I was a teenager working in a record store when R.E.M.'s first album dropped. They had me at hello: That album cover looked like the deep southern woods where I lived, the kudzu choking the life out of anything that stood still too long.

"James, why are you wasting your money on that junk," my manager asked, but I knew something good had to be lurking behind that cover.

And man, was I right. From the opening beats of 'Radio Free Europe' I knew that 'Murmur' was my album, and that R.E.M. were my band. What I didn't realize was just how true that was. They were from just down the road a spell, from a town named Athens, Georgia, that I only knew as the place my neighbor went to college.

There was a whole scene going on down there, bands with names like Pylon and Love Tractor. There was no scene in my small southern town. If I wanted live music I had to go see whatever major label act was playing in the nearest city. That wasn't all bad, but for every Rush that came through the region there were five Foreigners.

Don't get me wrong, I loved every one of those shows --- cool dudes striking rock god poses with their Les Pauls and their Strats, epic drum solos, front men who swore we were the best audience they'd ever seen --- but it was all so disconnected from my reality.

'Murmur' wasn't. I had no idea what Michael Stipe was saying most of the time, but the way he said it resonated. Peter Buck's Rickenbacker sounded like the view outside my window. I still can't explain why, it just did. R.E.M. felt like part of my world, not some invading spandex horde demanding to know whether I was ready to rock.

And so I played the hell out of 'Talk About the Passion' and 'Catapult' in the privacy of my own room, or blasted 'Sitting Still' or 'West of the Fields' cruising around town with my best buddy, Lee, and I wondered what other musical treasures awaited me off the beaten path. R.E.M.'s label, I.R.S. Records, seemed like a good place to start, so I picked up most anything I could find with their distinctive logo. Down the bunny hole I went: Wall of Voodoo, the English Beat, Let's Active, the Alarm.

The strategy worked so well that I started looking for other dependable labels: SST, Rough Trade, Twin/Tone, 2 Tone. Without an internet and surrounded by cruddy radio stations, often the label was as good as it got when picking new music.

College radio stations picked up 'Murmur' and my favorite local band gained national recognition. The album went Top 40, and Rolling Stone magazine stuck its 1983 'Album of the Year' endorsement on it.

"College radio" became a big buzz word after that. College radio existed long before 'Murmur,' but R.E.M.'s out of the gate success brought the major labels sniffing around. Before the year was out the band was on national television. Indie music had hit the mainstream:

The band stuck it out on I.R.S. for four more years and four more more essential albums before moving up to the majors. I can't remember where I read it, but at the time when asked why he signed with Warner Bros., Stipe told a reporter, "Bugs Bunny." I knew it was the cash, but I liked the answer.

R.E.M.'s rise was so revered that coming from an indie label became a mark of credibility.
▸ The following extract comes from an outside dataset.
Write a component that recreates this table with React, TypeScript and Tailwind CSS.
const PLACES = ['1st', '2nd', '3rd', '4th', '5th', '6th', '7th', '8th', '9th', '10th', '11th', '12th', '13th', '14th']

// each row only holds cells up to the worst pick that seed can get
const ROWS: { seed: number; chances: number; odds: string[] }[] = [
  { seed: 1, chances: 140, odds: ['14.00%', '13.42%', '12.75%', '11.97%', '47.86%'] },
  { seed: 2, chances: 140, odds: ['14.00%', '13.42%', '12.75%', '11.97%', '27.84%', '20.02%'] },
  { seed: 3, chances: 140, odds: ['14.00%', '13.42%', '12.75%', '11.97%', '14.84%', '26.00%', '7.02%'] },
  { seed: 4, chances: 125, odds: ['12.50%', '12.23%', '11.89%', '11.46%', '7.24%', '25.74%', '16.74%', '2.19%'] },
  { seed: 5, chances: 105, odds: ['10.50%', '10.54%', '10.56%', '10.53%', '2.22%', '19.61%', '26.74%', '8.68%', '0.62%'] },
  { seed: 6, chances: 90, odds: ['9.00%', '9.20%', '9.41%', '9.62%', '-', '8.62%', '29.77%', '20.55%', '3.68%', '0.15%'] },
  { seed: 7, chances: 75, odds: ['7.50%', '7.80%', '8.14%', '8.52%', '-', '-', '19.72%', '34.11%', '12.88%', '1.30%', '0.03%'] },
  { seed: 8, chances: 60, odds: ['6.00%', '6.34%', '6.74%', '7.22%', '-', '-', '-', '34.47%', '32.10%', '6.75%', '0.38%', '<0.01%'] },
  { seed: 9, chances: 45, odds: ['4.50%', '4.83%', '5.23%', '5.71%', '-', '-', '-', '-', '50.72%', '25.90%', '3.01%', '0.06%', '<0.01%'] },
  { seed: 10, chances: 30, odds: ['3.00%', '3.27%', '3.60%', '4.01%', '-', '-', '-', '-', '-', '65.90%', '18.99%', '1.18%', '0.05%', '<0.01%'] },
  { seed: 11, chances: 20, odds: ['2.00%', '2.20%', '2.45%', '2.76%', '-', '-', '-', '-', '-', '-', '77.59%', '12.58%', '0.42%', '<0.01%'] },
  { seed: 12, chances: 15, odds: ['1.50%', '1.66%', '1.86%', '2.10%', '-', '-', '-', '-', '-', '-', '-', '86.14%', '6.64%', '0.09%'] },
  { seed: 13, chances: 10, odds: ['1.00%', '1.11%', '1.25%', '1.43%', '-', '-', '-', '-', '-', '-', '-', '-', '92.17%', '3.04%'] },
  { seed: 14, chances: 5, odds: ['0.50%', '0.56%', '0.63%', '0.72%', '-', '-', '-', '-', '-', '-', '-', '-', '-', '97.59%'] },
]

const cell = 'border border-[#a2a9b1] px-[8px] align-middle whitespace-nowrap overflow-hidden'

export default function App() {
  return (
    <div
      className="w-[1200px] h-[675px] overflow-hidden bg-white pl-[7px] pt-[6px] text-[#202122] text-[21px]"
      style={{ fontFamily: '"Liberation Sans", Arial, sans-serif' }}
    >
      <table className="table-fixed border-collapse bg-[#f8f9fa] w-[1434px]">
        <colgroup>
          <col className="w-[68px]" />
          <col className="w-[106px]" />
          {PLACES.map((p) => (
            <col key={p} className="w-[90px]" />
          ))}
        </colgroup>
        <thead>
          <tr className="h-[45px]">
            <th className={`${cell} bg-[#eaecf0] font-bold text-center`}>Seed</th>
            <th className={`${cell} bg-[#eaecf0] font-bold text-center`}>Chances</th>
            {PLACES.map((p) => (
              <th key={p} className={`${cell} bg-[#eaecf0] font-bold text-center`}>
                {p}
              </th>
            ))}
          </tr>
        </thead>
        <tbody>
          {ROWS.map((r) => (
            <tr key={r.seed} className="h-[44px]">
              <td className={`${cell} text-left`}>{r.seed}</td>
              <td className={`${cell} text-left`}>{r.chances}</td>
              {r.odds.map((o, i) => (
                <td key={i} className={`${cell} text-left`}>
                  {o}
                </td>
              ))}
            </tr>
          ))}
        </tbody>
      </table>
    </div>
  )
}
Jane's Addiction were already signed to Warner Bros. when they recorded and released their eponymous debut on Triple X Records. Guns N' Roses went one step further and created their own fake label, Uzi Suicide, to release their indie debut even though they were already signed to Geffen.

R.E.M.'s rise was so revered that coming from an indie label became a mark of credibility.

There is no single point of origin, no patient zero at the root of independent music. The influences that led to whatever you're listening to right now sprawl wildly from all directions like the kudzu on the cover of 'Murmur.'

But in the last thirty years there is no album that has done more to open doors for indie artists than R.E.M.'s debut.